Whether or not we still want to insist that a child or two would likely be found in the baptized households of the New Testament, we must remember that a household always included children throughout the Scriptures. The Jewish mind simply would not have made the distinction. Every time God established or spoke about His covenant with the House of Israel, it included the whole of Israel, men, women and children. His judgment (and His promise) in the garden powerfully and prophetically included the children to come (Gen 3:14ff); Noah’s whole ‘household’ was taken into the ark with him (Gen. 7:1); Abraham had his whole household circumcised (Gen. 17:23ff), and specifically his son, Isaac, when he was eight days old (Gen. 21:4); the whole household of every family was taken out of Egypt, and God’s institution of the Passover, specifically included the children (Ex. 12:26); Isaiah (…); Jeremiah (…). If it were truly an apostolic teaching that children were to be excluded from full inclusion in the covenant, this would have been an innovation which would have shaken the foundations of the Jewish / Christian covenant not only because it would have been so utterly alien to the Jewish mind, but because it would not have fit the prophetic covenants which preceded the fulfilled covenant enacted through Christ. To me, this is the real point here. The pattern of the Old Testament covenants formed the framework for the Apostolic understanding of the true covenant of Christ, and those covenants included children. They were covenants which were made with a nation, in which the whole household participated, and this is what is expressed in the household baptisms of the New Testament. Even when an individual was baptized, this baptism placed him in the whole household of God, so that he belonged to a larger body. In other words, individual adult baptisms occurred, of course, and were the norm of the time, but there were no individual covenants. When we receive the great commission in Matthew (28:19), we are told to make disciples of all nations, not individuals. A nation is made up of individuals, but we are not just called to baptize these nations of individuals, but to make disciples of them. The point is that we are told make disciples, to teach and instruct the nations, or to put it another way, the households of the world. Even where we would expect the Lord to specify individuals, he pluralizes His command.

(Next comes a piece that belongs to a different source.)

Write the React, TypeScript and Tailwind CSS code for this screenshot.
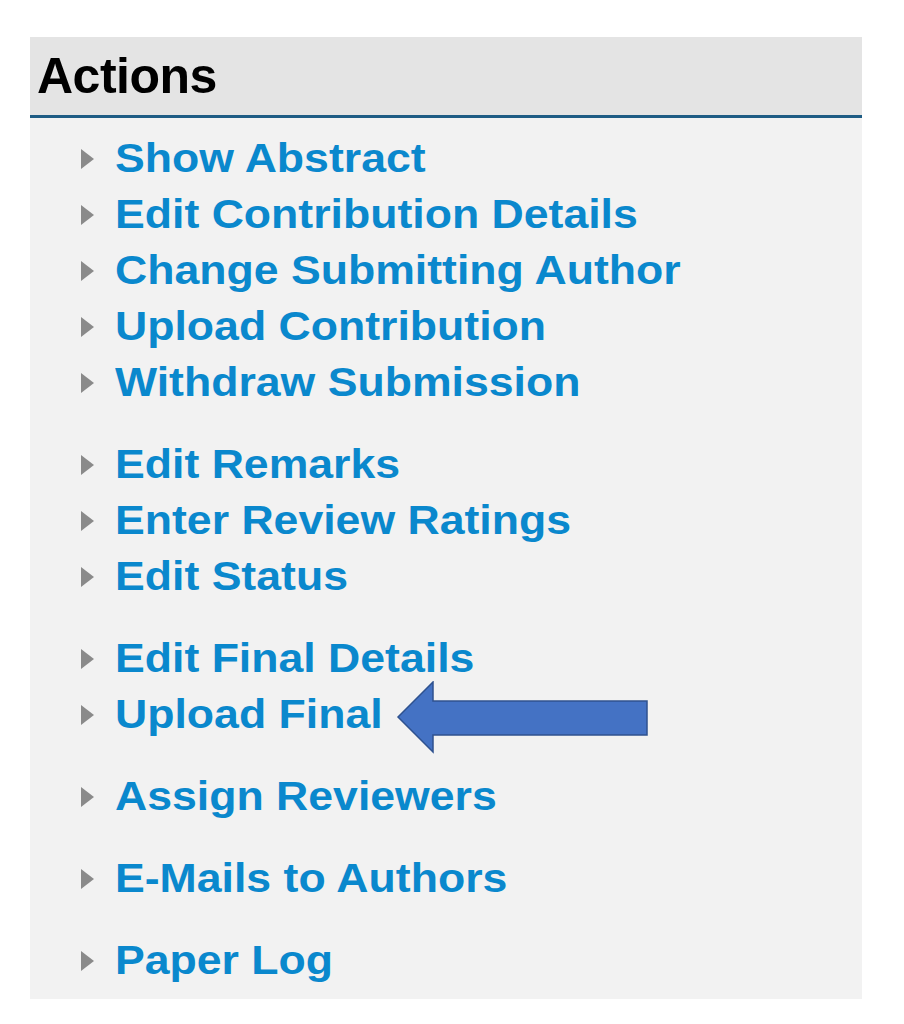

However, even if no specific description of an apostle baptizing infants exists (that is if we want to exclude, on narrow pedantic grounds, descriptions of the household baptisms), we do have the specific reference to the circumcision of infants. This is less circumstantial than it seems. Whatever baptism means, it certainly took over and fulfilled the Jewish rite of circumcision, just like it took over and fulfilled every Jewish initiation rite. Baptism in Christ absorbed all initiation and cleansing rites of the day, the result being that circumcision, we know from the first council in Jerusalem (Acts 15:5ff; cf. Acts 21:21), was no longer necessary for the Gentile convert or his children. Circumcision was the ritual entrance into covenant between God and the household of Israel. Every male child who ‘opened his mother’s womb’ was circumcised on the eighth day after birth (as Isaac was, Gen 21:4). With his circumcision, the child was a full and complete member of the covenant. This was evident in the fact that the child could eat of the Passover sacrifice. Baptism absorbs this rite and as a result we are immersed in water three times and emerge as full members of God’s New Covenant with the new Israel. Nowhere in the Old or New Testaments is it hinted that while absorbing the rite of circumcision, baptism would suddenly and without precedent exclude children. Jesus at any rate clearly did not have a problem with children gaining full inclusion to the covenant; He Himself was circumcised as an infant (Luk. 2:21), like John the Forerunner (Luk. 1:59).

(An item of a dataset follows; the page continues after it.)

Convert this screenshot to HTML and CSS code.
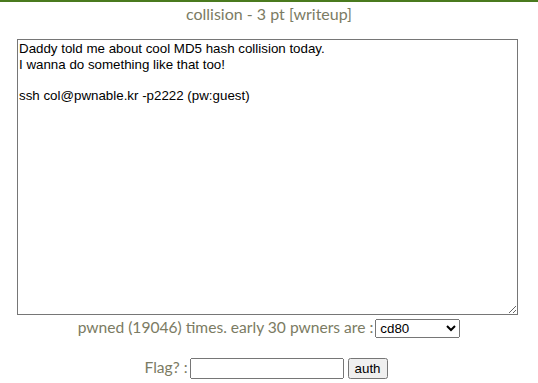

Here we need to introduce a statement by Jesus Himself on the subject of children and faith, one which is common enough that we overlook its profound implications. In Matthew 19, some children are brought to Him to receive a blessing. His disciples try to prevent this, evidently even rebuking those who tried. But Jesus immediately rebukes His disciples in return, saying, “Let the children alone, and do not hinder them from coming to me; for the Kingdom of Heaven belongs to such as these” (14). A sentimental reading of this passage tells us that Jesus loves children, and that we should not stop them from trying to ask questions about Him or wanting to pray to Him, or tell them that they are too young to get to know Him. While this is true, no one the Lord is talking to thought differently. These were people, we have to remember, who circumcised their children, included them in the Passover rituals, and taught them from a young age about God, Israel and the Prophetic writings. The Jews were fanatical, by our modern standards, in their desire to raise their children in the faith.

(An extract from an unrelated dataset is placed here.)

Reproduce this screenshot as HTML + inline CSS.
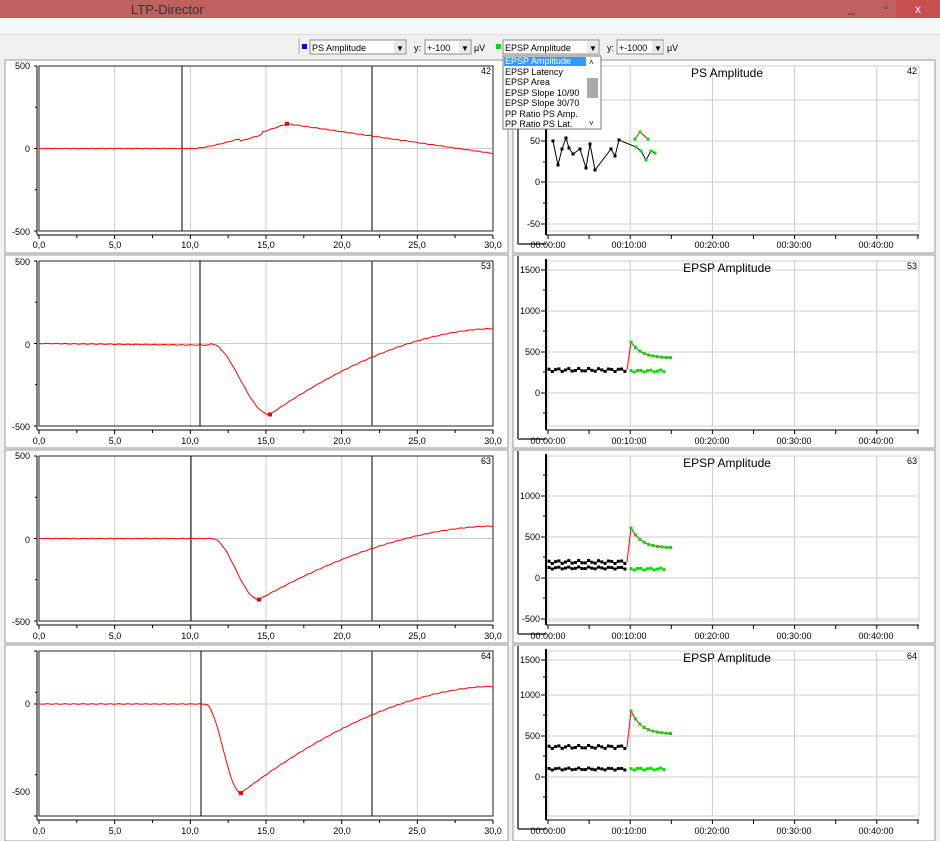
<!DOCTYPE html>
<html><head><meta charset="utf-8"><style>
body{margin:0;width:940px;height:841px;overflow:hidden;background:#f0f0f0;font-family:"Liberation Sans",sans-serif;position:relative}
.tb{position:absolute;left:0;top:0;width:940px;height:18px;background:#c0605f}
.ab{position:absolute;font-size:10px}
svg{position:absolute;left:0;top:0}
</style></head><body>
<div class="tb"></div>
<div class="ab" style="left:131px;top:2px;font-size:13px;color:#333">LTP-Director</div>
<div class="ab" style="left:848px;top:1px;font-size:12px;color:#333">_</div>
<div class="ab" style="left:884px;top:2px;font-size:11px;color:#333">▫</div>
<div style="position:absolute;left:896px;top:0;width:44px;height:18px;background:#c7504f;color:#fff;font-size:12px;text-align:center;line-height:18px">x</div>
<div style="position:absolute;left:0;top:18px;width:940px;height:16px;background:#f7f7f7;border-bottom:1px solid #ddd"></div>
<svg width="940" height="841" id="s" xmlns="http://www.w3.org/2000/svg" font-family="Liberation Sans, sans-serif">
<defs><g id="xl"><text x="39" y="0">0,0</text><text x="115" y="0">5,0</text><text x="190" y="0">10,0</text><text x="266" y="0">15,0</text><text x="342" y="0">20,0</text><text x="417" y="0">25,0</text><text x="493" y="0">30,0</text>
<text x="548" y="0">00:00:00</text><text x="629" y="0">00:10:00</text><text x="712" y="0">00:20:00</text><text x="794" y="0">00:30:00</text><text x="876" y="0">00:40:00</text></g></defs>
<g id="g"></g>
<line x1="299" y1="38" x2="299" y2="54" stroke="#aaa"/>
<rect x="302" y="44" width="5" height="5" fill="#00f"/>
<rect x="310" y="40" width="96" height="14" fill="#fff" stroke="#888"/><text x="312" y="51" font-size="9">PS Amplitude</text><rect x="394" y="41" width="11" height="12" fill="#e8e8e8"/><text x="396" y="51" font-size="8">▼</text>
<text x="414" y="51" font-size="9">y:</text>
<rect x="425" y="40" width="46" height="14" fill="#fff" stroke="#888"/><text x="427" y="51" font-size="9">+-100</text><rect x="459" y="41" width="11" height="12" fill="#e8e8e8"/><text x="461" y="51" font-size="8">▼</text>
<text x="474" y="51" font-size="9">µV</text>
<rect x="496" y="44" width="5" height="5" fill="#0d0"/>
<rect x="503" y="40" width="96" height="14" fill="#fff" stroke="#888"/><text x="505" y="51" font-size="9">EPSP Amplitude</text><rect x="587" y="41" width="11" height="12" fill="#e8e8e8"/><text x="589" y="51" font-size="8">▼</text>
<text x="607" y="51" font-size="9">y:</text>
<rect x="617" y="40" width="46" height="14" fill="#fff" stroke="#888"/><text x="619" y="51" font-size="9">+-1000</text><rect x="652" y="41" width="11" height="12" fill="#e8e8e8"/><text x="654" y="51" font-size="8">▼</text>
<text x="667" y="51" font-size="9">µV</text>
<g font-size="9" text-anchor="end" fill="#000">
<text x="30" y="69">500</text><text x="30" y="152">0</text><text x="30" y="235">-500</text>
<text x="30" y="265">500</text><text x="30" y="348">0</text><text x="30" y="430">-500</text>
<text x="30" y="459">500</text><text x="30" y="543">0</text><text x="30" y="625">-500</text>
<text x="30" y="707">0</text><text x="30" y="795">-500</text>
<text x="491" y="74">42</text><text x="491" y="269">53</text><text x="491" y="464">63</text><text x="491" y="659">64</text>
<text x="917" y="74">42</text><text x="917" y="269">53</text><text x="917" y="464">63</text><text x="917" y="659">64</text>
<text x="540" y="144">50</text><text x="540" y="185">0</text><text x="540" y="227">-50</text>
<text x="540" y="273">1500</text><text x="540" y="314">1000</text><text x="540" y="355">500</text><text x="540" y="396">0</text>
<text x="540" y="499">1000</text><text x="540" y="540">500</text><text x="540" y="581">0</text><text x="540" y="622">-500</text>
<text x="540" y="663">1500</text><text x="540" y="698">1000</text><text x="540" y="739">500</text><text x="540" y="780">0</text>
</g>
<g font-size="12" text-anchor="middle">
<text x="727" y="77">PS Amplitude</text><text x="727" y="272">EPSP Amplitude</text><text x="727" y="467">EPSP Amplitude</text><text x="727" y="662">EPSP Amplitude</text>
</g>
<g font-size="9" text-anchor="middle">
<use href="#xl" y="248"/><use href="#xl" y="444"/><use href="#xl" y="639"/><use href="#xl" y="834"/>
</g>
<rect x="503" y="56" width="98" height="73" fill="#fff" stroke="#777"/>
<rect x="504" y="57" width="82" height="9" fill="#3399ff"/>
<rect x="587" y="78" width="11" height="20" fill="#aaa"/>
<g font-size="9"><text x="505" y="64" fill="#fff">EPSP Amplitude</text><text x="505" y="75">EPSP Latency</text><text x="505" y="85">EPSP Area</text><text x="505" y="96">EPSP Slope 10/90</text><text x="505" y="106">EPSP Slope 30/70</text><text x="505" y="117">PP Ratio PS Amp.</text><text x="505" y="127">PP Ratio PS Lat.</text>
<text x="589" y="65" font-size="8">˄</text><text x="589" y="126" font-size="8">˅</text></g>
</svg>
<script>
var g=document.getElementById('g'),s='';
function L(x1,y1,x2,y2,c,w){s+='<line x1="'+x1+'" y1="'+y1+'" x2="'+x2+'" y2="'+y2+'" stroke="'+c+'" stroke-width="'+(w||1)+'"/>';}
function P(pts,c,w){s+='<polyline fill="none" stroke="'+c+'" stroke-width="'+(w||1)+'" points="'+pts.map(p=>p.join(',')).join(' ')+'"/>';}
function D(pts,c){pts.forEach(p=>{s+='<rect x="'+(p[0]-1.5)+'" y="'+(p[1]-1.5)+'" width="3" height="3" fill="'+c+'"/>';});}
var tops=[60,255,450,645];
var curs=[182,200,191,201];
var trace=[[0,0,195,0,287,-150],[0,0,210,-10,270,430],[0,0,212,0,259,370],[0,0,205,0,241,506]];
var ends=[-30,90,75,100];
for(var k=0;k<4;k++){
 var t=tops[k],py=t+6,ph=165,mid=py+ph/2,sc=ph/2/500;
 if(k==3){mid=704;sc=88/500;}
 s+='<rect x="5" y="'+t+'" width="503" height="'+(k==3?196:193)+'" fill="#fff" stroke="#999"/>';
 s+='<rect x="513" y="'+t+'" width="422" height="'+(k==3?196:193)+'" fill="#fff" stroke="#999"/>';
 for(var i=1;i<6;i++)L(39+i*75.67,py,39+i*75.67,py+ph,'#ccc');
 L(39,mid,493,mid,'#ccc');
 s+='<rect x="39" y="'+py+'" width="454" height="'+ph+'" fill="none" stroke="#222"/>';
 L(37,py,37,py+ph+4,'#000');L(37,py+ph+4,493,py+ph+4,'#000');
 for(i=0;i<=12;i++)L(39+i*37.83,py+ph+4,39+i*37.83,py+ph+(i%2?7:8),'#000');
 L(34,py,37,py,'#000');L(34,mid,37,mid,'#000');L(34,py+ph,37,py+ph,'#000');L(35,py+ph/4,37,py+ph/4,'#000');L(35,py+ph*3/4,37,py+ph*3/4,'#000');
 L(curs[k],py,curs[k],py+ph,'#000');L(372,py,372,py+ph,'#555',1.5);
 var pts=[],tr=trace[k],mx=tr[4],mv=tr[5],st=tr[2],e=ends[k];
 for(var x=39;x<=493;x+=2){var v;
  if(k==0){v= x<195?0: x<287? 150*Math.pow((x-195)/92,1.3): 150-(x-287)/(493-287)*180; v+= (x>240&&x<262?-15:0);}
  else{ if(x<st)v=-(x-39)/(st-39)*10*(k==1?1:0);
   else if(x<mx){var u=(x-st)/(mx-st);v=-mv*(0.5-0.5*Math.cos(Math.PI*u));}
   else{var u=(x-mx)/(493-mx);v=-mv+(mv+e)*(1-Math.pow(1-u,1.8));}}
  v+=Math.sin(x*0.7)*2;
  pts.push([x,(mid-v*sc).toFixed(1)]);}
 P(pts,'#f00');
 var my=k==0?mid-150*sc:mid+mv*sc;s+='<rect x="'+((k==0?287:mx)-2)+'" y="'+(my-2)+'" width="4" height="4" fill="#e00"/>';
 for(i=1;i<5;i++)L(548+i*82.2,py,548+i*82.2,py+ph,'#ccc');
 s+='<rect x="548" y="'+py+'" width="371" height="'+ph+'" fill="none" stroke="#ccc"/>';
 L(518,t+1,518,t+184,'#666',2);L(518,t+184,546,t+184,'#666',2);
 L(546,py-2,546,py+ph+4,'#000',2);L(546,py+ph+4,919,py+ph+4,'#000');
 for(i=0;i<=9;i++)L(548+i*41.1,py+ph+4,548+i*41.1,py+ph+8,'#000');
}
function hg(ys){ys.forEach(y=>{L(548,y,919,y,'#ccc');L(541,y,546,y,'#000');});}
hg([100,141,182,224]);hg([270,311,352,393]);hg([496,537,578,619]);hg([660,695,736,777]);
[[121,162,203],[290,331,372,413],[475,516,557,598],[677,715,756,797]].forEach(a=>a.forEach(y=>L(543,y,546,y,'#000')));
var ps=[[553,141],[558,165],[562,149],[566,138],[569,148],[573,154],[580,149],[586,168],[590,144],[595,170],[611,149],[615,156],[619,140]];
P(ps.concat([[636,147]]),'#000');D(ps,'#000');
var gp=[[636,147],[641,151],[646,160],[651,151],[655,153]];P(gp,'#000');D(gp,'#0d0');
var gr=[[635,139],[640,132],[648,139]];P(gr,'#f00');D(gr,'#0d0');
function series(y0,x0,x1,jit){var a=[];for(var x=x0;x<=x1;x+=3.3)a.push([x,(y0+Math.sin(x*1.3)*jit).toFixed(1)]);return a;}
function decay(yA,yB,x0,x1){var a=[];for(var x=x0;x<=x1;x+=4.4){var u=(x-x0)/(x1-x0);a.push([x,(yB+(yA-yB)*Math.exp(-u*4)).toFixed(1)]);}return a;}
[[370,null,342,358,371],[562,568,528,548,569],[747,769,711,734,769]].forEach(r=>{
 var b=series(r[0],549,627,1.5);P(b,'#000');D(b,'#000');
 L(627,r[0],631,r[2],'#f00');
 var d=decay(r[2],r[3],631,673);P(d,'#f00');D(d,'#0d0');
 if(r[1]){var b2=series(r[1],549,627,1);P(b2,'#000');D(b2,'#000');}
 var g2=series(r[4],631,667,1);P(g2,'#0d0');D(g2,'#0d0');
});
g.innerHTML=s;
</script>
</body></html>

This is not a Hallmark moment in the Gospels. Jesus is in fact doing two things here. He is including children in His Kingdom and telling us that if we want to be included, we have to be like them too (made explicit in Luke’s record of this event – 18:17). For Jesus to include children in the Kingdom, is to include them in the covenant which He will establish (and had established when Matthew, Mark, and Luke described this event) in His Name. There is no partial involvement in the Kingdom of Heaven, just as there is no partial inclusion in the covenant. We are either members or not. Jesus is saying that children are in, and there is to be no argument about it. In fact, He is saying that the Kingdom of Heaven even belongs to these children, a powerful statement. There is absolutely no room here to make an argument that children must wait until some magical age before they too can be included with full rights into the church and at the altar table. After all, Jesus was an infant Himself, and a child. Are we willing to say that Jesus was, at any point, NOT a full member of God’s covenantal relationship with Israel? Jesus was never separate from God, even in His Mother’s womb. If He truly recapitulates all things in Himself, if He truly united God and Man beginning from the moment of His conception, then children are drawn into this relationship too. It has always struck me that those who deny infant baptism, in addition to individualizing the covenant along the narrow lines of a reason-only faith, take up the cause of the Nestorians, who claimed that Jesus’ divinity only descended upon Him at baptism.

The Orthodox claim has always been that the Kingdom of Heaven belongs to such children, not only because the covenant is with the whole household, not only because a distinction of age was never introduced into the practice of baptism, not only because such a distinction simply would not have matched the Old Testament covenants which served as the prophetic model for the New Covenant, but because Christ Himself became incarnate as a child, an infant, and in Him all ages, like all humanity, like the whole creation, are sewn into the perfect union expressed in the eucharistic supper of the New Israel, access to which we have only through baptism. In this way, Christ makes infanthood and adulthood alike fully capable of expressing and participating in the Kingdom of Heaven. What is more, Christ, as the eternally begotten Son of God, includes in a special way the children begotten of earthly fathers.